Institutions and places worth knowing
Weimar’s art life is anchored by a small group of institutions that carry a lot of weight. The ACC is central, but it is only part of the picture.
- Bauhaus-Universität Weimar — useful for artists working across media, design, architecture, sound, and research.
- Weimar Art Collection — good for looking into the city’s art history and broader visual culture.
- Goethe National Museum — important if your project touches literary history or cultural memory.
- Bauhaus Museum — essential for artists working with design, modernism, or institutional critique.
- New Museum of Contemporary Art — a useful stop for current contemporary framing.
- Duchess Anna Amalia Library — especially relevant for research-based practices.
These places matter because Weimar rewards artists who build a residency project around the city itself. If your work can respond to archives, collections, or historical layers, you will have a lot to work with.
Who should seriously consider a residency in Weimar
Weimar is a strong choice if you want a residency that gives you time, a serious institutional setting, and enough quiet to think. It is especially good for visual artists, research-driven artists, writers, sound artists, and anyone whose practice benefits from concentration and historical context.

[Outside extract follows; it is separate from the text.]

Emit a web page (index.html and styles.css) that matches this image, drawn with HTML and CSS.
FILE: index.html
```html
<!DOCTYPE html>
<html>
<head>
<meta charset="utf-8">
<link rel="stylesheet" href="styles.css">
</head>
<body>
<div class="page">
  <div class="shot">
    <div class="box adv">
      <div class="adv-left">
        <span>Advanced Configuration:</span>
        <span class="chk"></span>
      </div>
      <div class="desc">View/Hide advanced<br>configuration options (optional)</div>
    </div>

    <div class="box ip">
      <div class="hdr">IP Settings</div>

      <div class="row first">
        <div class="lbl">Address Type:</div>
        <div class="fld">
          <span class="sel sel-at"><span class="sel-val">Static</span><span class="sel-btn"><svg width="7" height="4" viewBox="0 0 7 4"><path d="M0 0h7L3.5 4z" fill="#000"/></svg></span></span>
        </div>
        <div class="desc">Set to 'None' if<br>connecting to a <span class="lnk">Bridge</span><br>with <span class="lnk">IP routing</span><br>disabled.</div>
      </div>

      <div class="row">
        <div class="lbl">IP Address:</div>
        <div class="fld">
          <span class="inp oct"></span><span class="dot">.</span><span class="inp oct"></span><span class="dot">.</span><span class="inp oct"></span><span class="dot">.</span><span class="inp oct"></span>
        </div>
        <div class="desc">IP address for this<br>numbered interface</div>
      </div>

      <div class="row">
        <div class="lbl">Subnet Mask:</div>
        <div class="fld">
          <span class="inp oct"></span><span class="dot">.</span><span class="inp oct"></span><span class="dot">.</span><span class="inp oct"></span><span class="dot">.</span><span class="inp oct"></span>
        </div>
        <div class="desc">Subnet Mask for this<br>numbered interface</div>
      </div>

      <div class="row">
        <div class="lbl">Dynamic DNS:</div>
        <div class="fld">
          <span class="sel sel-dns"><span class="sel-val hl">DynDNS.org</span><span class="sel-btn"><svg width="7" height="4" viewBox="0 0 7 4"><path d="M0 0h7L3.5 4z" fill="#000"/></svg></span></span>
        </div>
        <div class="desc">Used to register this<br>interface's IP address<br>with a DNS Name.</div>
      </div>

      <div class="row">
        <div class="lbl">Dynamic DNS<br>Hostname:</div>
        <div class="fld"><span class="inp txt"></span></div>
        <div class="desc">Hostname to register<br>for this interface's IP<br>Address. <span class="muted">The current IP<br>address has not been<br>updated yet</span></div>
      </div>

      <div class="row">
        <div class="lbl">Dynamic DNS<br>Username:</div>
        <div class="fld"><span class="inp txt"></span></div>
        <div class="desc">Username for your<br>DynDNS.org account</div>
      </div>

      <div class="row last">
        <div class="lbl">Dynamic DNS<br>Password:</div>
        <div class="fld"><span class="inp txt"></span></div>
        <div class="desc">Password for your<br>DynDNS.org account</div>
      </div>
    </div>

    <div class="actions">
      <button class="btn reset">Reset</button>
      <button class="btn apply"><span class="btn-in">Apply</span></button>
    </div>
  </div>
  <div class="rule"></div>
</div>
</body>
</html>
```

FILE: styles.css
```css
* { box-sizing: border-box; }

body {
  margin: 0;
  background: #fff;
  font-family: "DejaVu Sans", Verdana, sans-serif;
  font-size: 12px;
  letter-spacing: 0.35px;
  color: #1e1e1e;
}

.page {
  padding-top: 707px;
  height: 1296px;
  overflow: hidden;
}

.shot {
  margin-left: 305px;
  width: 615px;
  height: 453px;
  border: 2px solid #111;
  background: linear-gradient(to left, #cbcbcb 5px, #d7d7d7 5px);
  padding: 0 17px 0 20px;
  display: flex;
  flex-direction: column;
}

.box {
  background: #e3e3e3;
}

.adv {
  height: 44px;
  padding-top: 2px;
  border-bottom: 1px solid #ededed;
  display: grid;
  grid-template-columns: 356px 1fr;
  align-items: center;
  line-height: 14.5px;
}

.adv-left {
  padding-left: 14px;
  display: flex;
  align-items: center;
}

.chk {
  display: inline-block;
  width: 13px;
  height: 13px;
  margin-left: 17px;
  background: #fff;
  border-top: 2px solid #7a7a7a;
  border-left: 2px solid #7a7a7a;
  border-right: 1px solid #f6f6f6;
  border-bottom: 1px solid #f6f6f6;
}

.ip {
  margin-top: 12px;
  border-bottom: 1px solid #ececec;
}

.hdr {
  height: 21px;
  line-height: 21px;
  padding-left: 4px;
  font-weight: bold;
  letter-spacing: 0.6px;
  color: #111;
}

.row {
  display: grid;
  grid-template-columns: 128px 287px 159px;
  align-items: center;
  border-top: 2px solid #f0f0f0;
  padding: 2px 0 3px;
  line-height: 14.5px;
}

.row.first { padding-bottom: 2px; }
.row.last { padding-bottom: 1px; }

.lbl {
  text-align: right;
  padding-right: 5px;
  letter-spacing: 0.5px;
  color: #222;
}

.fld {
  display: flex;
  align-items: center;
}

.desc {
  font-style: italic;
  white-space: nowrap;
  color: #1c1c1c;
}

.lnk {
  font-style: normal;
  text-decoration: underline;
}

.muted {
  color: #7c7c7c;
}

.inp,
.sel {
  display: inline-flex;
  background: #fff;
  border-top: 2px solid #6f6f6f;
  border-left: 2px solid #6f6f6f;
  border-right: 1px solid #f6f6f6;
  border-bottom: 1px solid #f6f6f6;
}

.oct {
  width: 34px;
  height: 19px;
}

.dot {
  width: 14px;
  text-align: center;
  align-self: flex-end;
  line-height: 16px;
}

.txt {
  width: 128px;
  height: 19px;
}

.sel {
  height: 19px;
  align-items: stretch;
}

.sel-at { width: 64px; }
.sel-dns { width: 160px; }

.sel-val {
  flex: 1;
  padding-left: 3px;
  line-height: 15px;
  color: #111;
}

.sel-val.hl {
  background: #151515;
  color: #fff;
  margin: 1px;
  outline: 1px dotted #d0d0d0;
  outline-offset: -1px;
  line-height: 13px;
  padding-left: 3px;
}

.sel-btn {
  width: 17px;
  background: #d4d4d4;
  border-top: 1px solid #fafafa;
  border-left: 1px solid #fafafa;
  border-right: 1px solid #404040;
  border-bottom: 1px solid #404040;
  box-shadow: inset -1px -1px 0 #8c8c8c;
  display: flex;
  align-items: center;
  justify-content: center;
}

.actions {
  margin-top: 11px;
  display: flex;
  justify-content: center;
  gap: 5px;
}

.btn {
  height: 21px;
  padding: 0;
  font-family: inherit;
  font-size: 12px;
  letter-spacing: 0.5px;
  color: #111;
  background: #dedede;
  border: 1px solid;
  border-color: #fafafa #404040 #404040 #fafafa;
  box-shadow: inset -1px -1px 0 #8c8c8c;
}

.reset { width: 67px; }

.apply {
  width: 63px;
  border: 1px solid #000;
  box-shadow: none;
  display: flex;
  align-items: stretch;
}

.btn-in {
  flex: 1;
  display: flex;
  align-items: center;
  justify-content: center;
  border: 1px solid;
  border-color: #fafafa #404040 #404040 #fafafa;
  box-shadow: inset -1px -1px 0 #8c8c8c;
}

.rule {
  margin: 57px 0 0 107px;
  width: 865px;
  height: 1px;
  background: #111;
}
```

It is less ideal if you need a dense commercial gallery market, a large nightlife scene, or a maker-space culture with advanced technical facilities at every turn. The city is not about constant stimulation. It is about sustained work.
If that sounds good to you, the residency options here are worth your attention. The ACC program is the main general residency to watch, and the radio residency gives sound-based artists a more specialized path. Together, they make Weimar one of Germany’s most interesting small cities for artists who want a calm, serious place to work.
For a city this size, that is a strong offer.